# "Collective Psychosis" in Pakistan?



## Marauder06 (Jun 28, 2013)

http://www.theatlantic.com/internat...d-is-collective-psychosis-in-pakistan/277298/



> It may not be the most dangerous place in the world, but, with its mix of political instability and nuclear capability, it's plausibly the most dangerous place _for_ the world. Yet according to Husain Haqqani, Americans have a chronically hard time understanding why.
> 
> "I do believe that Pakistan is a dangerous place," Haqqani said, speaking with_The Washington Post_'s David Ignatius and retired U.S. general Stanley McChrystal at the Aspen Ideas Festival today, "but ... not for the reasons the Americans think it is. The Americans don't get Pakistan."
> 
> ...


----------



## LimaOscarSierraTango (Jun 28, 2013)

Marauder06 said:


> http://www.theatlantic.com/internat...d-is-collective-psychosis-in-pakistan/277298/


 
Interesting article, although Haqqani seems slightly contradictory (unless I am misreading something) when it says:


> "It's Pakistan's problem to solve Pakistan's problem."


and then


> "... if America is available to us, we will use it like Korea did or Taiwan did,"


 
I guess we can be used as part of their problem solving if they know how to use us.  Oh wait, they are pretty good at using us already... 
I like the optimism, unfortunately, I don't see any changes anytime soon.

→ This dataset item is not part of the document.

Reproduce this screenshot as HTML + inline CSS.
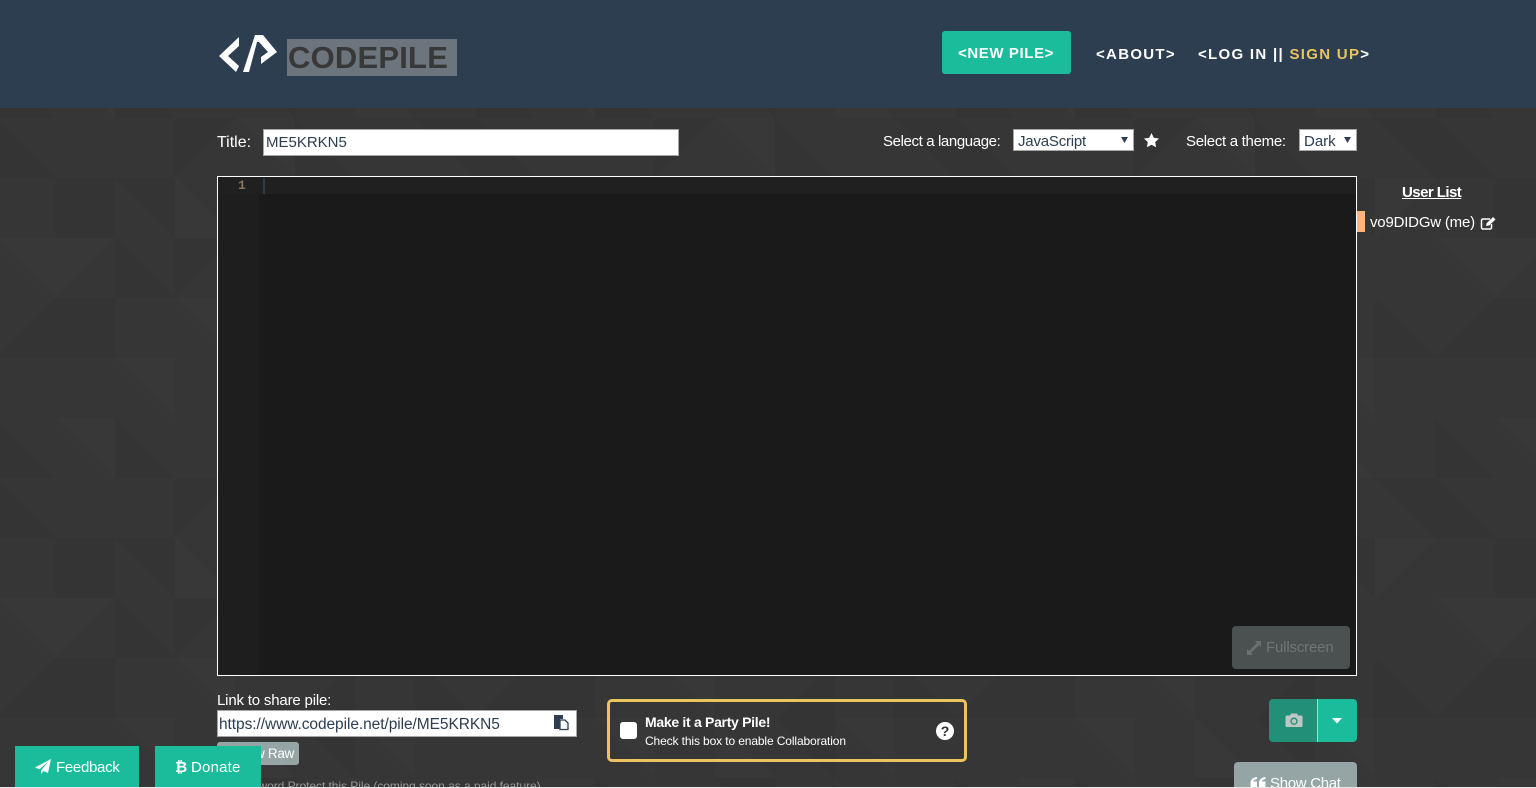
<!DOCTYPE html>
<html><head><meta charset="utf-8"><title>CodePile</title>
<style>
html,body{margin:0;padding:0;width:1536px;height:788px;overflow:hidden;background:#363636}
body{position:relative;font-family:"Liberation Sans",sans-serif;color:#fff}
.t{position:absolute;white-space:nowrap}
.b{position:absolute;box-sizing:border-box}
svg{position:absolute;display:block}
</style></head><body>
<svg style="left:0;top:108px" width="1536" height="680" viewBox="0 108 1536 680">
<defs><pattern id="p" x="-5" y="118" width="480" height="360" patternUnits="userSpaceOnUse">
<rect width="480" height="360" fill="#363636"/>
<path fill="#343434" d="M60 60h60v60H60zM120 60h60v60zM0 0l60 60H0zM180 0h60l-60 60zM60 180h60v60zM120 120l60 60h-60zM60 180l-60 60h60zM120 240L60 180v60zM180 120h60l-60 60zM240 180l60-60v60zM300 240h60v60zM360 60h60v60zM420 0h60v60zM420 180l60 60h-60zM300 0l60 60h-60zM240 300h60v60zM0 300l60 60H0zM120 300l60 60h-60zM360 180l-60 60h60z"/>
<path fill="#383838" d="M0 120h60l-0 60zM60 120h60l-60 60zM120 240h60v60zM180 180h60v60zM240 240l60 60h-60zM300 120h60v60zM420 60h60l-60 60zM360 240h60v60zM60 300h60v60zM180 60l60 60h-60zM240 0h60v60zM360 300l60 60h-60z"/>
</pattern></defs>
<rect x="0" y="108" width="1536" height="680" fill="url(#p)"/>
</svg>

<div class="b" style="left:0;top:0;width:1536px;height:108px;background:#2c3e50"></div>
<svg style="left:0;top:0" width="300" height="108"><path fill="#fff" d="M219 56 239 37 239 46 228 56 239 66 236 72zM243 72 255 35 263 35 277 52 261 64 261 57 268 52 259 42 257 42 249 72z"/></svg>
<div class="b" style="left:287px;top:39px;width:170px;height:37px;background:#6c757d"></div>
<div class="t" style="left:288px;top:39px;font-size:31px;line-height:37px;font-weight:bold;color:#383838;letter-spacing:.2px">CODEPILE</div>

<div class="b" style="left:942px;top:31px;width:129px;height:43px;background:#1abc9c;border-radius:3px"></div>
<div class="t" style="left:958px;top:45px;font-size:15px;line-height:18px;font-weight:bold;letter-spacing:.6px">&lt;NEW PILE&gt;</div>
<div class="t" style="left:1096px;top:46px;font-size:15px;line-height:18px;font-weight:bold;letter-spacing:1.3px">&lt;ABOUT&gt;</div>
<div class="t" style="left:1198px;top:46px;font-size:15px;line-height:18px;font-weight:bold;letter-spacing:1.3px">&lt;LOG IN || <span style="color:#e9c45f">SIGN UP</span>&gt;</div>

<div class="t" style="left:217px;top:134px;font-size:16px;line-height:18px">Title:</div>
<div class="b" style="left:263px;top:129px;width:416px;height:27px;background:#fff;border:1px solid #a5a5a5"></div>
<div class="t" style="left:266px;top:134px;font-size:15px;line-height:18px;color:#2c3e50">ME5KRKN5</div>

<div class="t" style="left:883px;top:133px;font-size:15px;line-height:18px;letter-spacing:-.38px">Select a language:</div>
<div class="b" style="left:1013px;top:129px;width:121px;height:22px;background:#fff;border:1px solid #a5a5a5"></div>
<div class="t" style="left:1018px;top:133px;font-size:15px;line-height:18px;color:#2c3e50;letter-spacing:-.2px">JavaScript</div>
<svg style="left:1120px;top:136px" width="10" height="8"><path fill="#2c3e50" d="M1 1h7L4.500 7z"/></svg>
<svg style="left:1143px;top:132px" width="17" height="17" viewBox="0 0 17 17"><path fill="#fff" d="M8.500 1l2.300 4.800 5.200.7-3.800 3.600.9 5.200-4.600-2.500-4.600 2.500.9-5.200L1 6.500l5.200-.7z"/></svg>
<div class="t" style="left:1186px;top:133px;font-size:15px;line-height:18px;letter-spacing:-.3px">Select a theme:</div>
<div class="b" style="left:1299px;top:129px;width:58px;height:22px;background:#fff;border:1px solid #a5a5a5"></div>
<div class="t" style="left:1304px;top:133px;font-size:15px;line-height:18px;color:#2c3e50">Dark</div>
<svg style="left:1343px;top:136px" width="10" height="8"><path fill="#2c3e50" d="M1 1h7L4.500 7z"/></svg>

<div class="b" style="left:217px;top:176px;width:1140px;height:500px;background:#1a1a1a;border:1px solid #fff"></div>
<div class="b" style="left:218px;top:177px;width:41px;height:498px;background:#1e1e1e"></div>
<div class="b" style="left:218px;top:177px;width:1138px;height:17px;background:#202020"></div>
<div class="b" style="left:263px;top:178px;width:2px;height:16px;background:#2f3b4d"></div>
<div class="t" style="left:238px;top:178px;font-size:13px;line-height:16px;color:#857659;font-family:'Liberation Mono',monospace;font-weight:bold">1</div>

<div class="t" style="left:1402px;top:184px;font-size:15px;line-height:18px;font-weight:bold;text-decoration:underline;letter-spacing:-.55px">User List</div>
<div class="b" style="left:1357px;top:211px;width:8px;height:21px;background:#ffb380"></div>
<div class="t" style="left:1370px;top:214px;font-size:15px;line-height:18px;letter-spacing:-.2px">vo9DIDGw (me)</div>
<svg style="left:1480px;top:216px" width="17" height="15" viewBox="0 0 17 15"><path fill="none" stroke="#fff" stroke-width="1.500" d="M10 3H3a1.500 1.500 0 0 0-1.500 1.500v7A1.500 1.500 0 0 0 3 13h7a1.500 1.500 0 0 0 1.500-1.500V8"/><path fill="#fff" d="M6 10l.6-2.800L13 1l2.500 2.500-6.400 6z"/></svg>

<div class="b" style="left:1232px;top:626px;width:118px;height:43px;background:#4b5151;border-radius:4px"></div>
<svg style="left:1246px;top:640px" width="16" height="16" viewBox="0 0 16 16"><path fill="#6b7070" d="M9 1h6v6l-2-2-8 8 2 2H1V9l2 2 8-8z"/></svg>
<div class="t" style="left:1266px;top:639px;font-size:15px;line-height:18px;color:#6f7474;letter-spacing:-.17px">Fullscreen</div>

<div class="t" style="left:217px;top:692px;font-size:15px;line-height:18px;letter-spacing:-.18px">Link to share pile:</div>
<div class="b" style="left:217px;top:710px;width:360px;height:27px;background:#fff;border:1px solid #a5a5a5"></div>
<div class="t" style="left:219px;top:716px;font-size:15.500px;line-height:18px;color:#2c3e50;letter-spacing:-.07px">https://www.codepile.net/pile/ME5KRKN5</div>
<svg style="left:553px;top:714px" width="16" height="17" viewBox="0 0 16 17"><path fill="#2c3e50" d="M1 1h9v4H7v10H1z"/><path fill="#fff" stroke="#2c3e50" stroke-width="1.300" d="M7 6h5l3 3v6.500H7z"/></svg>

<div class="b" style="left:217px;top:742px;width:82px;height:23px;background:#95a5a6;border-radius:3px"></div>
<div class="t" style="left:255px;top:745px;font-size:13.500px;line-height:17px;letter-spacing:-.3px">w Raw</div>
<div class="t" style="left:232px;top:778px;font-size:12px;line-height:17px;color:#999;letter-spacing:-.05px">Password Protect this Pile (coming soon as a paid feature)</div>

<div class="b" style="left:607px;top:699px;width:360px;height:63px;border:3px solid #e9c45f;border-radius:5px"></div>
<div class="b" style="left:620px;top:722px;width:17px;height:17px;background:#fff;border-radius:3px"></div>
<div class="t" style="left:645px;top:713px;font-size:14px;line-height:18px;font-weight:bold;letter-spacing:-.3px">Make it a Party Pile!</div>
<div class="t" style="left:645px;top:733px;font-size:12px;line-height:16px;letter-spacing:-.12px">Check this box to enable Collaboration</div>
<div class="b" style="left:936px;top:722px;width:18px;height:18px;background:#fff;border-radius:50%;color:#2e2e2e;font-weight:bold;font-size:14px;line-height:18px;text-align:center">?</div>

<div class="b" style="left:1269px;top:699px;width:48px;height:43px;background:#229078;border-radius:4px 0 0 4px"></div>
<div class="b" style="left:1317px;top:699px;width:1px;height:43px;background:#a9d9cf"></div>
<div class="b" style="left:1318px;top:699px;width:39px;height:43px;background:#1abc9c;border-radius:0 4px 4px 0"></div>
<svg style="left:1285px;top:713px" width="18" height="15" viewBox="0 0 18 15"><path fill="#bfc7c5" fill-rule="evenodd" d="M2 2.500h3L6 .5h6l1 2h3a1.500 1.500 0 0 1 1.500 1.500v8.500A1.500 1.500 0 0 1 16 14H2A1.500 1.500 0 0 1 .5 12.500V4A1.500 1.500 0 0 1 2 2.500zM9 4.500a3.700 3.700 0 1 0 .01 0zM9 6a2.300 2.300 0 1 1-.01 0z"/></svg>
<svg style="left:1331px;top:717px" width="12" height="8"><path fill="#fff" d="M1 1h10L6 6.500z"/></svg>

<div class="b" style="left:1234px;top:762px;width:123px;height:30px;background:#95a5a6;border-radius:4px 4px 0 0"></div>
<svg style="left:1250px;top:776px" width="16" height="12" viewBox="0 0 16 12"><path fill="#fff" d="M7 1C3 1.500 .5 3.500.5 7v5H7V5.500H3.500C3.600 4.200 5 3.300 7 3zM15.500 1c-4 .5-6.500 2.500-6.500 6v5h6.500V5.500H12c.1-1.300 1.500-2.200 3.500-2.500z"/></svg>
<div class="t" style="left:1270px;top:775px;font-size:15px;line-height:18px;letter-spacing:-.3px">Show Chat</div>

<div class="b" style="left:15px;top:746px;width:124px;height:41px;background:#1abc9c"></div>
<svg style="left:35px;top:759px" width="16" height="15" viewBox="0 0 16 15"><path fill="#fff" d="M16 0 13 14 8.500 12 6 15V11.500L13 3 4.500 10.300 0 8.500z"/></svg>
<div class="t" style="left:56px;top:759px;font-size:15px;line-height:18px;letter-spacing:-.3px">Feedback</div>
<div class="b" style="left:155px;top:746px;width:106px;height:41px;background:#1abc9c"></div>
<div class="t" style="left:175px;top:759px;font-size:15px;line-height:18px;font-weight:bold">₿</div>
<div class="t" style="left:191px;top:759px;font-size:15px;line-height:18px;letter-spacing:.2px">Donate</div>
<div class="b" style="left:0;top:787px;width:1536px;height:1px;background:#e8e8e8"></div>
</body></html>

ETA the obligatory Fuck Pakistan.


----------



## AWP (Jun 28, 2013)

Solving Pakistan's problems would require another war, one we don't have the stomach to fight. Until then, we'll hope and dream that PK sees the light and walks the path of the righteous. With a warm sun on our face and spring flowers in bloom, American and PK can then confront a world gone mad as equal partners commited to justice, equality, and freedom.


----------